Before the electoral reform of 2014 promoted the broadening of the vote of Mexicans abroad throughout the country, several states of the republic managed to allow their citizens to vote for local authorities, particularly for the election of governors, by means of local reforms. The first was the state of Michoacán, in the extraordinary election of 2007. For the 2012 election, the then Federal District -today officially called Mexico City- and the state of Chiapas, held elections where it was possible to vote from abroad. Baja California Sur and Colima followed after, in 2015, and Aguascalientes, Oaxaca and Zacatecas in 2016.

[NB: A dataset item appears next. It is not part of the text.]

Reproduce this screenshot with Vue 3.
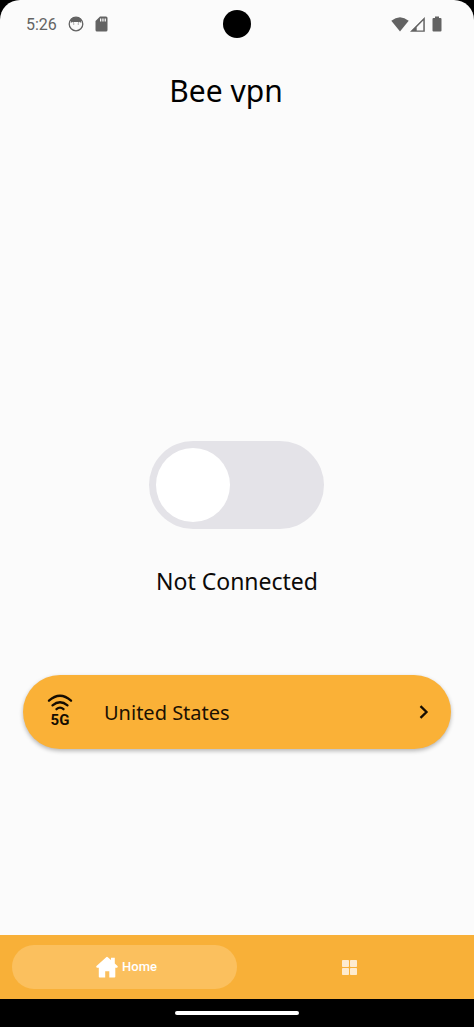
<script setup>
import { ref } from 'vue'

const connected = ref(false)
const activeTab = ref('home')
</script>

<template>
  <div class="device">
    <div class="screen">
      <header class="status">
        <div class="status-side">
          <span class="clock">5:26</span>
          <svg class="app-icon" viewBox="0 0 16 16" aria-hidden="true">
            <circle cx="8" cy="8" r="6.8" fill="none" stroke="#636363" stroke-width="1.3" />
            <path d="M2.800 7 3.200 2.800 5.600 1.200h4.800l2.400 1.600.4 4.200-1.700-1.200-.6 1-1-.9H6.100l-1 .9-.6-1z" fill="#636363" />
            <path d="M5 8h1.300M9.700 8H11" stroke="#8a8a8a" stroke-width="1" />
          </svg>
          <svg class="card-icon" viewBox="0 0 13 16" aria-hidden="true">
            <path fill="#636363" fill-rule="evenodd" d="M5 .5h6q1.500 0 1.500 1.500v12q0 1.500-1.500 1.500H2Q.5 15.500.5 14V5zM5 2.500v3h1.300v-3zm2.300 0v3h1.300v-3zm2.300 0v3h1.300v-3z" />
          </svg>
        </div>
        <span class="camera"></span>
        <div class="status-side">
          <svg class="wifi-icon" viewBox="0 0 18 15" aria-hidden="true">
            <path d="M.3 3.800Q9-3.200 17.700 3.800L9 14.500z" fill="#636363" />
          </svg>
          <svg class="signal-icon" viewBox="0 0 15 15" aria-hidden="true">
            <path fill="#636363" fill-rule="evenodd" d="M0 14.800 14.800 0v14.800zM13.300 3.600 6.700 10.200v3.200h6.600z" />
          </svg>
          <svg class="battery-icon" viewBox="0 0 10 16" aria-hidden="true">
            <path fill="#636363" d="M3 .5h4V2h1.500q1 0 1 1v11.500q0 1-1 1h-7q-1 0-1-1V3q0-1 1-1H3z" />
          </svg>
        </div>
      </header>

      <h1 class="title">Bee vpn</h1>

      <main class="content">
        <div class="space-above"></div>
        <input
          id="vpn-switch"
          v-model="connected"
          class="switch"
          type="checkbox"
          role="switch"
        />
        <label class="state" for="vpn-switch">{{ connected ? 'Connected' : 'Not Connected' }}</label>
        <button class="location" type="button">
          <svg class="network-icon" viewBox="0 0 28 36" aria-hidden="true">
            <g fill="none" stroke="#150d02" stroke-width="2.300" stroke-linecap="round">
              <path d="M3 6.700Q14-3.300 25 6.700" />
              <path d="M6.500 11.300Q14 5.300 21.500 11.300" />
              <path d="M10.500 15.200Q14 12 17.500 15.200" />
            </g>
            <text class="network-label" x="14" y="31" text-anchor="middle">5G</text>
          </svg>
          <span class="country">United States</span>
          <svg class="chevron" viewBox="0 0 10 14" aria-hidden="true">
            <path d="M1.500 1.200 7.500 7l-6 5.800" fill="none" stroke="#150d02" stroke-width="2.300" />
          </svg>
        </button>
        <div class="space-below"></div>
      </main>

      <nav class="tabs">
        <button
          class="tab"
          :class="{ active: activeTab === 'home' }"
          type="button"
          @click="activeTab = 'home'"
        >
          <svg class="home-icon" viewBox="0 0 22 22" aria-hidden="true">
            <path fill="currentColor" d="M10.200 1.200q.8-.7 1.600 0L15 4V1.800h3.800v5.600l2.700 2.500q.8 1.300-.5 1.800h-1.700v9q0 .8-.8.8h-5.200v-6.200H9.200v6.200H3.600q-.8 0-.8-.8v-9H1q-1.300-.5-.5-1.800z" />
          </svg>
          <span>Home</span>
        </button>
        <button
          class="tab"
          :class="{ active: activeTab === 'more' }"
          type="button"
          aria-label="More"
          @click="activeTab = 'more'"
        >
          <svg class="grid-icon" viewBox="0 0 15 15" aria-hidden="true">
            <g fill="currentColor">
              <rect width="7" height="7" rx=".8" />
              <rect x="8" width="7" height="7" rx=".8" />
              <rect y="8" width="7" height="7" rx=".8" />
              <rect x="8" y="8" width="7" height="7" rx=".8" />
            </g>
          </svg>
        </button>
      </nav>
    </div>
    <div class="gesture"><span class="handle"></span></div>
  </div>
</template>

<style>
body {
  margin: 0;
  background: #000;
}
</style>

<style scoped>
.device {
  display: flex;
  flex-direction: column;
  min-height: 100vh;
  background: #000;
  color: #0c0a08;
  font-family: "Noto Sans", sans-serif;
}

.screen {
  flex: 1;
  display: flex;
  flex-direction: column;
  overflow: hidden;
  border-radius: 20px 20px 0 0;
  background: #fbfbfb;
}

.status {
  display: grid;
  grid-template-columns: 1fr auto 1fr;
  align-items: center;
  height: 48px;
  padding: 0 32px 0 26px;
}

.status-side {
  display: flex;
  align-items: center;
}

.status-side:last-child {
  justify-content: flex-end;
}

.clock {
  margin-right: 11px;
  padding-top: 2px;
  color: #636363;
  font: 16px/20px Roboto, sans-serif;
}

.app-icon {
  width: 16px;
  height: 16px;
  margin-right: 11px;
}

.card-icon {
  width: 13px;
  height: 16px;
}

.camera {
  width: 28px;
  height: 28px;
  margin-left: 6px;
  border-radius: 50%;
  background: #000;
}

.wifi-icon {
  width: 18px;
  height: 15px;
  margin-right: 1px;
}

.signal-icon {
  width: 15px;
  height: 15px;
  margin-right: 7px;
}

.battery-icon {
  width: 10px;
  height: 16px;
}

.title {
  margin: 24px 22px 0 0;
  color: #000;
  font-size: 30px;
  font-weight: 400;
  line-height: 38px;
  text-align: center;
}

.content {
  flex: 1;
  display: flex;
  flex-direction: column;
  align-items: center;
  padding: 0 23px;
}

.space-above {
  flex: 16;
}

.space-below {
  flex: 9;
}

.switch {
  appearance: none;
  display: flex;
  align-items: center;
  box-sizing: border-box;
  width: 175px;
  height: 88px;
  margin: 0 2px 0 0;
  padding: 7px;
  border-radius: 44px;
  background: #e4e3e8;
  cursor: pointer;
}

.switch::before {
  content: "";
  width: 74px;
  height: 74px;
  border-radius: 50%;
  background: #fff;
}

.switch:checked {
  justify-content: flex-end;
  background: #fab137;
}

.state {
  margin: 36px 0 78px;
  font-size: 23px;
  line-height: 32px;
}

.location {
  display: flex;
  align-items: center;
  width: 100%;
  height: 74px;
  padding: 0 22px 0 23px;
  border: 0;
  border-radius: 37px;
  background: #fab137;
  box-shadow: 0 2px 4px rgba(0, 0, 0, 0.28);
  color: #1a1003;
  font: inherit;
  cursor: pointer;
}

.network-icon {
  width: 28px;
  height: 36px;
}

.network-label {
  fill: #150d02;
  font: bold 15px Roboto, sans-serif;
}

.country {
  flex: 1;
  padding: 3px 0 0 30px;
  font-size: 20px;
  line-height: 28px;
  text-align: left;
}

.chevron {
  width: 10px;
  height: 14px;
}

.tabs {
  display: grid;
  grid-template-columns: 1fr 1fr;
  padding: 10px 12px;
  background: #f8b038;
}

.tab {
  display: flex;
  align-items: center;
  justify-content: center;
  gap: 4px;
  height: 44px;
  padding: 0;
  border: 0;
  border-radius: 22px;
  background: transparent;
  color: #feebcf;
  font: 500 13px/20px Roboto, sans-serif;
  cursor: pointer;
}

.tab.active {
  padding-left: 4px;
  background: #fbc05e;
  color: #fff;
}

.home-icon {
  width: 22px;
  height: 22px;
}

.grid-icon {
  width: 15px;
  height: 15px;
}

.gesture {
  display: flex;
  align-items: center;
  justify-content: center;
  height: 28px;
}

.handle {
  width: 124px;
  height: 4px;
  border-radius: 2px;
  background: #fff;
}
</style>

For the 2018 election, seven states, including Guanajuato, held elections allowing the vote from abroad to elect local authorities. As a consequence of the electoral reforms at the federal level, the Guanajuato Congress reformed its local constitution in 2014 (CPEG, 1917), amending particularly Article 23: “The following are prerogatives of Guanajuato citizens: (…) II. Voting in popular elections. In the case of Guanajuato citizens residing abroad, they may vote for the election of Governor of the State” (Article 23, section II, CPEUM, 1917). With this reform, the Electoral Institute of the State of Guanajuato (IEEG, acronym in Spanish for Electoral del Estado de Guanajuato) undertook a historic process so that Guanajuatenses abroad could vote to elect governor for the first time.

The 2017-2018 electoral process and the guanajuatense vote from abroad

How many Mexicans and Guanajuatenses have voted from abroad?

As shown in this article, the experiences of voting from abroad in Guanajuato are few: two federal elections for president of the republic in 2006 and 2012, and the recent federal election for president, senators and governor of the state in 2018. Even so, there is value in reviewing and analyzing the behavior of the voters. The data will be analyzed at the federal level to later address the particularities of the Guanajuato case.

The mechanism to exercise the vote from abroad entails a registration of future voters in the Nominal List of Voters Residing Abroad (LNERE, acronym in Spanish for Lista Nominal de Electores Residentes en el Extranjero); once registered they can request the sending of a ballot by postal mail. At the federal level, the volume of applications for this registry is well below the population of Mexicans residing abroad, although it has been increasing year after year. The number of applications reached 40 877 in the first experience in 2006, then reaching 59 115 in the 2012 election; for the 2018 election, the number increased almost three times compared to the 2012 election, reaching 181 873 (see Table 2). Several reasons would explain the growing interest in participating in this election, probably due to a more intense promotional campaign by the federal and local electoral bodies: mainly for the voting card issuing process through the Mexican consulates, the novelty of being able to vote for governors and senators, and the very nature of the election, through which an important political change was in sight.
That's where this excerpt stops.